Money and Exploitations
Creator: Ayuntamiento de Lousame
Source:
Archivo Municipal de Lousame, Secretaría-Correspondencia, caja 487
Date Created: 1937-08-05
Extent: 1 item
42.77336, -8.83296
Following the failure of the coup of 18 July, the rebels and their principal civilian allies used a battery of measures to obtain as many resources as possible to support the insurgents’ war effort and ensure their control over the rearguard. Those resources were acquired through gifts, collections, coercion, and fines, using ad hoc legal measures or without them. Some of these various measures were short lived; others were responses to the needs and opportunities that rose during the conflict, but they all also served as mechanisms for controlling the civilian population.
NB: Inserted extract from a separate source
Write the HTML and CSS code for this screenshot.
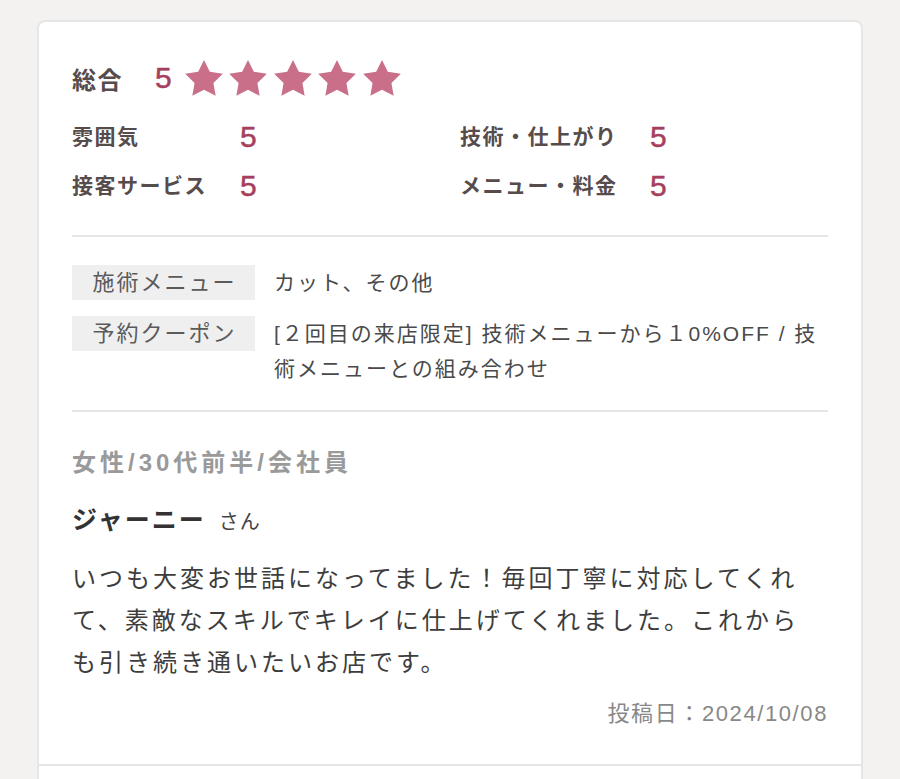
FILE: index.html
```html
<!DOCTYPE html>
<html lang="ja">
<head>
<meta charset="utf-8">
<title>口コミ</title>
<link rel="stylesheet" href="styles.css">
</head>
<body>
<main class="page">
  <section class="card">
    <article class="review">
      <div class="ratings">
        <div class="overall">
          <span class="overall-label">総合</span>
          <span class="score score-main">5</span>
          <span class="stars">
            <svg class="star" viewBox="2 2 20 19.1" width="38" height="36"><path d="M12 2l3.09 6.26L22 9.27l-5 4.87 1.18 6.88L12 17.77l-6.18 3.25L7 14.14 2 9.27l6.91-1.01L12 2z"/></svg>
            <svg class="star" viewBox="2 2 20 19.1" width="38" height="36"><path d="M12 2l3.09 6.26L22 9.27l-5 4.87 1.18 6.88L12 17.77l-6.18 3.25L7 14.14 2 9.27l6.91-1.01L12 2z"/></svg>
            <svg class="star" viewBox="2 2 20 19.1" width="38" height="36"><path d="M12 2l3.09 6.26L22 9.27l-5 4.87 1.18 6.88L12 17.77l-6.18 3.25L7 14.14 2 9.27l6.91-1.01L12 2z"/></svg>
            <svg class="star" viewBox="2 2 20 19.1" width="38" height="36"><path d="M12 2l3.09 6.26L22 9.27l-5 4.87 1.18 6.88L12 17.77l-6.18 3.25L7 14.14 2 9.27l6.91-1.01L12 2z"/></svg>
            <svg class="star" viewBox="2 2 20 19.1" width="38" height="36"><path d="M12 2l3.09 6.26L22 9.27l-5 4.87 1.18 6.88L12 17.77l-6.18 3.25L7 14.14 2 9.27l6.91-1.01L12 2z"/></svg>
          </span>
        </div>
        <dl class="sub-ratings">
          <dt class="sub-label">雰囲気</dt>
          <dd class="score">5</dd>
          <dt class="sub-label">技術・仕上がり</dt>
          <dd class="score">5</dd>
          <dt class="sub-label">接客サービス</dt>
          <dd class="score">5</dd>
          <dt class="sub-label">メニュー・料金</dt>
          <dd class="score">5</dd>
        </dl>
      </div>

      <dl class="menu-info">
        <dt class="menu-label">施術メニュー</dt>
        <dd class="menu-value">カット、その他</dd>
        <dt class="menu-label">予約クーポン</dt>
        <dd class="menu-value">[２回目の来店限定] 技術メニューから１0%OFF / 技術メニューとの組み合わせ</dd>
      </dl>

      <div class="comment">
        <p class="reviewer-attr">女性/30代前半/会社員</p>
        <p class="reviewer-name">ジャーニー<span class="honorific">さん</span></p>
        <p class="comment-body">いつも大変お世話になってました！毎回丁寧に対応してくれて、素敵なスキルでキレイに仕上げてくれました。これからも引き続き通いたいお店です。</p>
        <p class="posted">投稿日：2024/10/08</p>
      </div>
    </article>
  </section>
</main>
</body>
</html>
```

FILE: styles.css
```css
html, body {
  height: 100%;
  overflow: hidden;
}

body {
  margin: 0;
  background: #f3f2f1;
  font-family: "Liberation Sans", "Noto Sans CJK JP", sans-serif;
  color: #444;
}

.page {
  padding: 20px 37px 0;
}

.card {
  background: #fff;
  border: 2px solid #e6e6e6;
  border-radius: 8px 8px 0 0;
  min-height: 900px;
}

.review {
  padding: 36px 33px 35px;
  border-bottom: 2px solid #e6e6e6;
}

p, dl, dd {
  margin: 0;
}

/* ratings */
.ratings {
  padding-bottom: 29px;
  border-bottom: 2px solid #e6e6e6;
}

.overall {
  display: flex;
  align-items: center;
  height: 40px;
}

.overall-label {
  font-size: 24px;
  font-weight: bold;
  letter-spacing: 1.5px;
  color: #574c4c;
  width: 83px;
}

.score {
  font-family: "Liberation Sans", sans-serif;
  font-size: 30px;
  color: #a63f5d;
  -webkit-text-stroke: 0.5px #a63f5d;
  line-height: 40px;
}

.score-main {
  margin-right: 13px;
}

.stars {
  display: flex;
  gap: 6.5px;
}

.star {
  display: block;
  fill: #c96f89;
}

.sub-ratings {
  display: grid;
  grid-template-columns: 168px 220px 190px auto;
  row-gap: 9px;
  margin-top: 19px;
  align-items: center;
}

.sub-label {
  font-size: 21px;
  font-weight: bold;
  letter-spacing: 1.5px;
  color: #574c4c;
  line-height: 40px;
}

/* menu info */
.menu-info {
  display: grid;
  grid-template-columns: 183px 1fr;
  column-gap: 19px;
  row-gap: 16px;
  padding: 28px 0 24px;
  border-bottom: 2px solid #e6e6e6;
}

.menu-label {
  align-self: start;
  height: 35px;
  line-height: 35px;
  background: #efefef;
  text-align: center;
  font-size: 22px;
  letter-spacing: 2px;
  color: #5a5a5a;
  text-indent: 2px;
}

.menu-value {
  font-size: 21px;
  letter-spacing: 2px;
  line-height: 35px;
  color: #4a4a4a;
}

/* comment */
.comment {
  padding-top: 33px;
}

.reviewer-attr {
  font-size: 24px;
  font-weight: bold;
  letter-spacing: 4px;
  line-height: 36px;
  color: #9a9a9a;
}

.reviewer-name {
  margin-top: 21px;
  font-size: 25px;
  font-weight: bold;
  letter-spacing: 2px;
  line-height: 36px;
  color: #333;
}

.honorific {
  margin-left: 13px;
  font-size: 20px;
  font-weight: normal;
  letter-spacing: 1px;
  color: #444;
}

.comment-body {
  margin-top: 18px;
  padding-right: 10px;
  font-size: 24px;
  letter-spacing: 3px;
  line-height: 42px;
  color: #3d3d3d;
}

.posted {
  margin-top: 15px;
  text-align: right;
  font-size: 22px;
  letter-spacing: 1.6px;
  line-height: 30px;
  color: #888;
}
```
The most emblematic example of this double benefit was probably the onerous couple of the “One Dish Meal Day” and the “Day Without Desert”. The former, which required people to eat a lunch consisting of one dish only on the 1st and 15th of each month and contribute the difference in cost from a full meal to help the poor, came first. It was followed by the latter whose takings were intended to pay soldiers or support soup kitchens for the poor, but widespread corruption meant that this was not always the case.
Contributions in cash or in kind, or the charitable collections, emblems and blue cards denoting a commitment to make regular donations to the Social Assistance organization were also important and exemplified this social control effect. With Galicia under rebel control, any generous support for the cause helped calm the nerves of people seeking guarantees of avoiding persecution or reprisals. There were also people who used donations as a means of social mobility, as well as those who donated out of simple ideological affinity.
Finally, there were the notorious confiscations and expropriations of property from individuals and organizations who fell under the capacious label of “supporters of the Popular Front”. Meeting rooms, printing presses, union halls and even Republican newspapers were all confiscated – with or without legal cover – and then auctioned off or taken over by forces aligned with the coup, such as the Falange. The confiscation of the Vigo newspaper El Pueblo Gallego that belonged to liberal politician and former prime minister of the Republic Manuel Portela Valladares which then became a mouthpiece of the Falange became a symbol of the new order of things.